Tower, who grew up in a traditional Christian household, said she wants the book and her testimony to help others who have experienced the same struggles in the spiritual realm.
This is the first part of the two-part interview with The Christian Post.
CP: We've all heard many stories about the origins of Halloween. As someone who has done a lot of research in this area can you give us a brief summary of what you believe to be the origins of the holiday celebrated in the U.S.?
Tower: Halloween as celebrated in the USA is a somewhat diluted version of various traditions mostly stemming from medieval times. Kids dressing in costume and going door to door looking for treats, which is one of the main Halloween events, can be found in "souling" or dressing in rags. This Dark Ages practice included going door to door in search for soul cakes in return for prayers for the deceased or in "guising" where masqueraders carried lanterns made of scooped-out turnips going door to door in hopes of being rewarded with cakes, fruit and money.
Today, adults and even teenagers have taken another medieval time tradition of demanding beer or ale while costumed in exchange for a performance as an opportunity to party. During the Dark Ages, many actually feared encounters with mischievous spirits and wore masks so that ghosts would mistake them for a fellow spirit if they had to go out at night.
CP: What is it about witches in particular? You were drawn to a witch's "lifestyle" at one point in your life. Why the fascination from your perspective and why do so many others hold, in some cases, a peculiar obsession?
Tower: A witch has a certain mystique about her and for many the allure has to do with both the unknown and the unthinkable. It's our natural curiosity that causes us to be fascinated with the unknown and the witch portrays this mystery as well as the excitement of entertaining the unthinkable.
For me personally, the appeal was self-empowerment and the feminine aspect of witchcraft. The lifestyle enabled me the freedom to make my own decisions according to how I saw fit and gave me the ability to put those changes into action through magic. I think a lot of people are looking for a hands-on spirituality where they can incorporate their own will rather than God's will. We live in a "me" focused society that's all about what "I" want. Part of it is the fault of churches because Christianity should not be a spectator religion. We are all part of the Body and each one of us has a significant part in the whole Church.
CP: How prevalent is witchcraft in the U.S.? What would you warn people who dabble in the occult and witchcraft?
Tower: Contrary to popular opinion, I don't believe true witchcraft is on the rise. Being a witch takes a lot of time and hard work, something which is rare in today's society where everything you want is at the tip of your fingertips. I think the term "witch" is loosely used nowadays and the rise is in paganism in general.
I would not encourage dabbling in witchcraft from either a Christian or Wiccan point of view. Magic is real; witchcraft is not a fantasy and not something to be toiled with.
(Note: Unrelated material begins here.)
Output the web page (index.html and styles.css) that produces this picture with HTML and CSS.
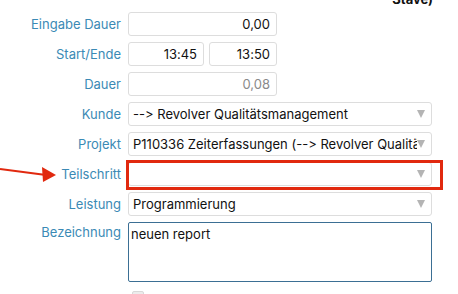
FILE: index.html
```html
<!DOCTYPE html>
<html lang="de">
<head>
    <meta charset="UTF-8">
    <meta name="viewport" content="width=device-width, initial-scale=1.0">
    <title>Zeiterfassung</title>
    <link rel="stylesheet" href="styles.css">
</head>
<body>
    <div class="page">
        <div class="head"><span>Stave)</span></div>

        <form class="form">
            <label class="lbl">Eingabe Dauer</label>
            <div class="field"><div class="box num w-full">0,00</div></div>

            <label class="lbl">Start/Ende</label>
            <div class="field pair">
                <div class="box num w-start">13:45</div>
                <div class="box num w-end">13:50</div>
            </div>

            <label class="lbl">Dauer</label>
            <div class="field"><div class="box num w-full muted">0,08</div></div>

            <label class="lbl">Kunde</label>
            <div class="field"><div class="box select"><span class="val">--&gt; Revolver Qualitätsmanagement</span><span class="caret"></span></div></div>

            <label class="lbl">Projekt</label>
            <div class="field"><div class="box select"><span class="val">P110336 Zeiterfassungen (--&gt; Revolver Qualitätsmanagement)</span><span class="caret"></span></div></div>

            <label class="lbl">Teilschritt</label>
            <div class="field"><div class="box select"><span class="val"></span><span class="caret"></span></div></div>

            <label class="lbl">Leistung</label>
            <div class="field"><div class="box select"><span class="val">Programmierung</span><span class="caret"></span></div></div>

            <label class="lbl top">Bezeichnung</label>
            <div class="field"><div class="box area">neuen report</div></div>

            <span></span>
            <div class="field"><span class="check"></span></div>
        </form>

        <!-- annotation overlays -->
        <div class="mark"></div>
        <svg class="arrow" width="60" height="20" viewBox="0 0 60 20">
            <line x1="0" y1="3" x2="46" y2="9" stroke="#e1290f" stroke-width="2.2"/>
            <polygon points="42,1 56,9 43,16" fill="#e1290f"/>
        </svg>
    </div>
</body>
</html>
```

FILE: styles.css
```css
* {
    box-sizing: border-box;
}
body {
    margin: 0;
    background: #fff;
    font-family: Inter, "Liberation Sans", Arial, sans-serif;
    font-size: 13px;
    font-feature-settings: "calt" 0, "liga" 0;
    font-variant-ligatures: none;
    color: #111;
}
.page {
    position: relative;
    width: 458px;
    height: 294px;
    overflow: hidden;
}
.head {
    height: 12px;
    overflow: hidden;
    padding-right: 25px;
    text-align: right;
}
.head span {
    display: block;
    margin-top: -8px;
    font-weight: bold;
    font-size: 13px;
    line-height: 14px;
}
.form {
    display: grid;
    grid-template-columns: 121px 1fr;
    column-gap: 7px;
    row-gap: 6px;
    margin: 0;
}
.lbl {
    text-align: right;
    color: #3b8ab5;
    line-height: 24px;
    white-space: nowrap;
}
.lbl.top {
    line-height: 20px;
}
.field {
    display: flex;
}
.pair {
    gap: 5px;
}
.box {
    height: 24px;
    border: 1px solid #dddddd;
    border-radius: 3px;
    background: #fff;
    line-height: 22px;
    white-space: nowrap;
    overflow: hidden;
}
.num {
    text-align: right;
    padding-right: 6px;
}
.w-full {
    width: 149px;
}
.w-start {
    width: 76px;
}
.w-end {
    width: 68px;
}
.muted {
    color: #8a8a8a;
}
.select {
    width: 304px;
    display: flex;
    align-items: center;
    padding-left: 4px;
    padding-right: 6px;
}
.select .val {
    flex: 1;
    overflow: hidden;
    white-space: nowrap;
}
.caret {
    flex: none;
    width: 0;
    height: 0;
    border-left: 4px solid transparent;
    border-right: 4px solid transparent;
    border-top: 8px solid #b4b4b4;
}
.area {
    width: 304px;
    height: 60px;
    border: 1px solid #3b6f94;
    border-radius: 2px;
    padding: 3px 2px;
    line-height: 16px;
}
.check {
    display: block;
    width: 12px;
    height: 12px;
    margin: 3px 0 0 4px;
    border: 1px solid #d8d8d8;
    border-radius: 2px;
    background: #ececec;
}
.mark {
    position: absolute;
    left: 126px;
    top: 160px;
    width: 317px;
    height: 30px;
    border: 3.5px solid #e1290f;
}
.arrow {
    position: absolute;
    left: 0;
    top: 166px;
}
```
God, in love warns us against engaging in witchcraft because His desire is to be in a relationship with us alone.
CP: As a Christian, how do you approach the Halloween "season," because it truly appears to have developed into at least a month-long celebration?
Tower: I approach the season with prayer rather than paranoia. As Christians we really have no reason to fear when the light of Jesus is within us. I don't lock my door and hide away on Halloween night … rather I see it as an opportunity to shine the light of Jesus in the darkness. I also pray for those in spiritual darkness to come to know the God of Abraham, that they would seek godly knowledge, and for their revelation in Jesus' death that conquered the grave. Then when most other Christians have forgotten Halloween for another year I continue to pray because Samhain is not necessarily October 31st. While all the Halloween parties and public "Witch Balls" are over, the time in between [Samhain] will come unnoticed. This year, it falls on Nov. 6 while most will be distracted with the election for the next president.
CP: What is Samhain?
Tower: Witches and most neo-pagans celebrate Samhain. I am unable to speak for the satanist but witches celebrate Samhain as the final harvest celebration or summer's end for the Celtic people. It is the Celtic New Year and beginning of the dark half of the year. It's considered a very magical time when the veil between the worlds is thinnest and the dead walk among the living. The Celts believed it was a time when the future could be most effectively predicted and so it was a time for divination and prophecy.
CP: Do you suggest parents steer away from approving witch or sorcerer costumes for their children?
Tower: Putting on a costume is like temporarily putting on the persona of the costume so I would suggest using discernment in the costume choice. I would certainly not encourage a witch or sorcerer costume, but I don't think a parent should overreact to a child's choice of one either. It can be a great learning experience and help the child make another choice on their own.